**GIVEN PROBLEM:** Repeat the listing exactly as given, omitting every image.

Code that builds pages:
================================
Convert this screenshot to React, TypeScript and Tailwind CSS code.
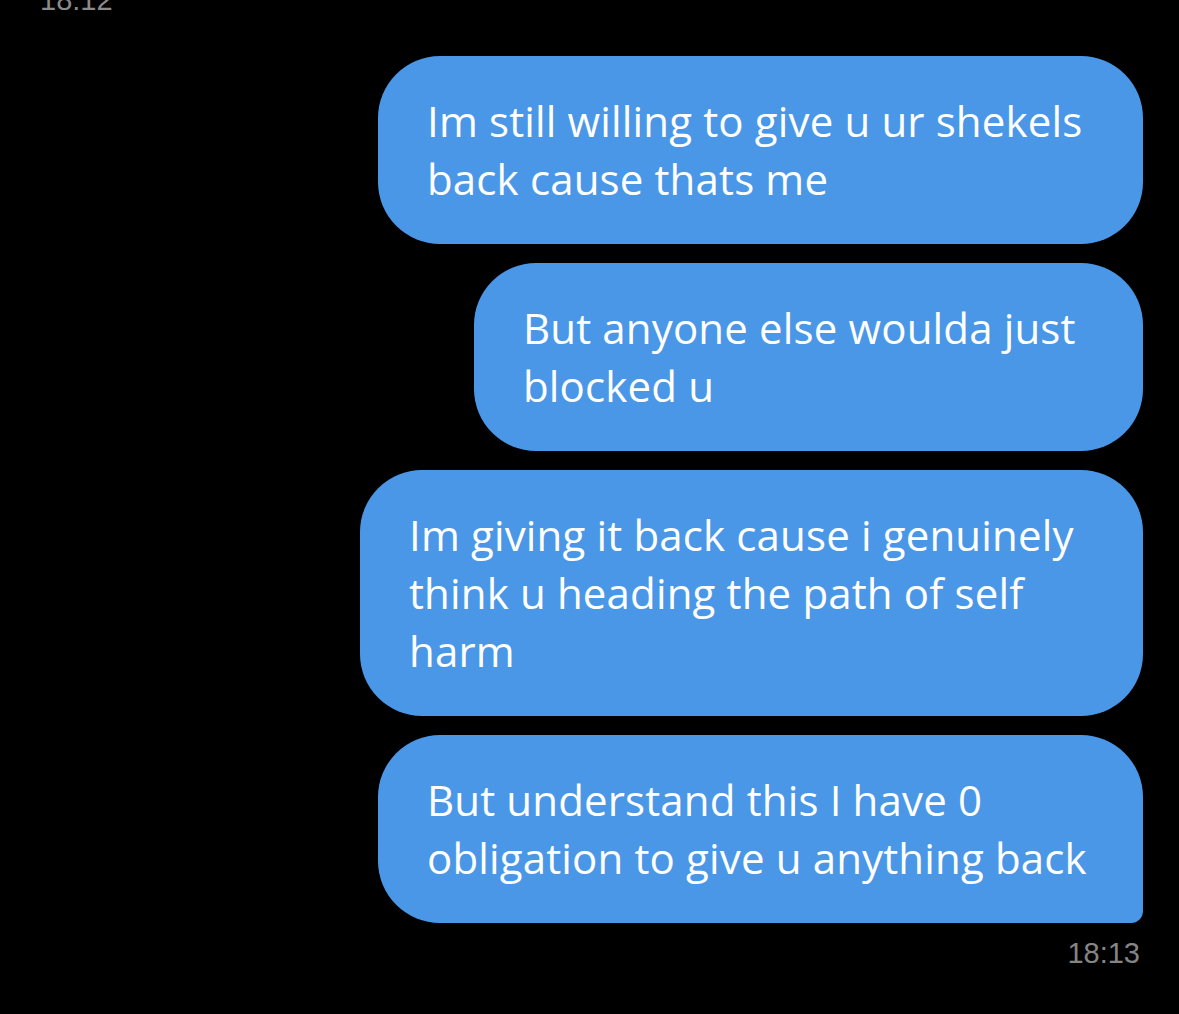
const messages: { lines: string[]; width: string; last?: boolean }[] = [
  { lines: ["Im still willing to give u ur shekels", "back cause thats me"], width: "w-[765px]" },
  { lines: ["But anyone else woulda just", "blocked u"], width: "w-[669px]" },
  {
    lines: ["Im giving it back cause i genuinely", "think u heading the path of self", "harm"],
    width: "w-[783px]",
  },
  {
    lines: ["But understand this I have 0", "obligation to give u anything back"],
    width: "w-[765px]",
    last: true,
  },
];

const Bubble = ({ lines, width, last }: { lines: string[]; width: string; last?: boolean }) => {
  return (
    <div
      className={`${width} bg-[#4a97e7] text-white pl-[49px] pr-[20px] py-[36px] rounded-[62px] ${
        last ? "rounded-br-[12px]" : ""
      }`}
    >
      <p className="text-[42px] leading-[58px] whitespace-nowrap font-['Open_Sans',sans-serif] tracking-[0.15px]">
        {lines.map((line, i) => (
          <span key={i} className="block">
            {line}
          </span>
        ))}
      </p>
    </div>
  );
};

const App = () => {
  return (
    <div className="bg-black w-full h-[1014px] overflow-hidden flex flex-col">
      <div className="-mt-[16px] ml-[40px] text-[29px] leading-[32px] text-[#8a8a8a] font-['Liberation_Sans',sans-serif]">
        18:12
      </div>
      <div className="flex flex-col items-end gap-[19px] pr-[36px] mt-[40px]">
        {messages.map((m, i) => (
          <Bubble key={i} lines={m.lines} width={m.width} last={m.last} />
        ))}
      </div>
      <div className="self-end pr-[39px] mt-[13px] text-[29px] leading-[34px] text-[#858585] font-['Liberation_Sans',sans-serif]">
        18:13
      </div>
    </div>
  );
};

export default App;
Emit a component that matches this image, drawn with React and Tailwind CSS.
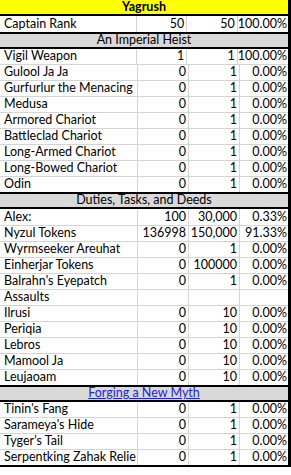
================================
**EXERCISE RESPONSE:**
Convert this screenshot to React, TypeScript and Tailwind CSS code.
const messages: { lines: string[]; width: string; last?: boolean }[] = [
  { lines: ["Im still willing to give u ur shekels", "back cause thats me"], width: "w-[765px]" },
  { lines: ["But anyone else woulda just", "blocked u"], width: "w-[669px]" },
  {
    lines: ["Im giving it back cause i genuinely", "think u heading the path of self", "harm"],
    width: "w-[783px]",
  },
  {
    lines: ["But understand this I have 0", "obligation to give u anything back"],
    width: "w-[765px]",
    last: true,
  },
];

const Bubble = ({ lines, width, last }: { lines: string[]; width: string; last?: boolean }) => {
  return (
    <div
      className={`${width} bg-[#4a97e7] text-white pl-[49px] pr-[20px] py-[36px] rounded-[62px] ${
        last ? "rounded-br-[12px]" : ""
      }`}
    >
      <p className="text-[42px] leading-[58px] whitespace-nowrap font-['Open_Sans',sans-serif] tracking-[0.15px]">
        {lines.map((line, i) => (
          <span key={i} className="block">
            {line}
          </span>
        ))}
      </p>
    </div>
  );
};

const App = () => {
  return (
    <div className="bg-black w-full h-[1014px] overflow-hidden flex flex-col">
      <div className="-mt-[16px] ml-[40px] text-[29px] leading-[32px] text-[#8a8a8a] font-['Liberation_Sans',sans-serif]">
        18:12
      </div>
      <div className="flex flex-col items-end gap-[19px] pr-[36px] mt-[40px]">
        {messages.map((m, i) => (
          <Bubble key={i} lines={m.lines} width={m.width} last={m.last} />
        ))}
      </div>
      <div className="self-end pr-[39px] mt-[13px] text-[29px] leading-[34px] text-[#858585] font-['Liberation_Sans',sans-serif]">
        18:13
      </div>
    </div>
  );
};

export default App;
Emit a component that matches this image, drawn with React and Tailwind CSS.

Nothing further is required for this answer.